On Sunday, I was excited to watch Nathan run the race he was prepared to run. He was fit, he had prepared well, he didn't come with any predetermined idea of how things were going to go. He just ran. He smiled, he enjoyed, he challenged himself. Reflecting upon watching him and looking forwards towards my own race I am faced with those whirling set of mixed emotions that came about from watching such an inspiring race. I was faced with the reality that I have lost a great deal of confidence after Houston. I am faced with the reality of struggling with keeping up the same intensity of austere living, though by most standards I am still a monk (or ninja). I am struggling with the toll of so much hard training and so little downtime. I actually understand what it means to consider that I might not reach my goal. I have finally minimized and destroy my expectations. I've maximized view to be okay with a whole host of outcomes. I have finally gotten back to believing one of my mottos from one of my favorite authors, Dan Millman: "No Resistance, No Stress".
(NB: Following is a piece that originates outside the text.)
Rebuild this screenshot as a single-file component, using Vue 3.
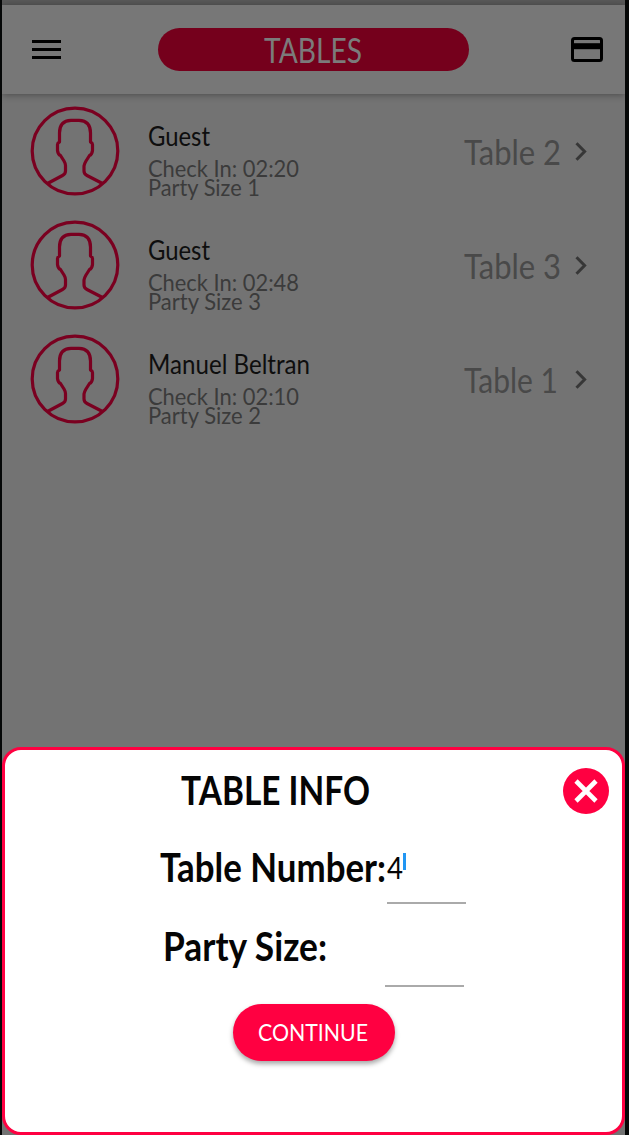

Think about it: when we have expectations, and things don’t go the way we expect (which happens quite often, as we’re not good prognosticators), we are disappointed, frustrated. It’s our expectations that force us to judge whether something is good or bad.Leo Babauta "The Elements of Living Lightly".


As I sit here, tapering away, thinking towards race day, I am thinking about last Sunday. I am holding the image of Nathan's joyous smile as he clipped along. Ultimately, at this point, what happens on race day will happen. I have done the work, I have fueled and slept, run hard and easy, stretched and sat in ice baths.  And now, I just have to do my best to be present, take it as it comes and most importantly, enjoy the hell out of the ride. Race day is a celebration of all that has come before it. It is the ultimate practice in being present and frankly the only thing that can truly disappointment me on that day is if I forget that.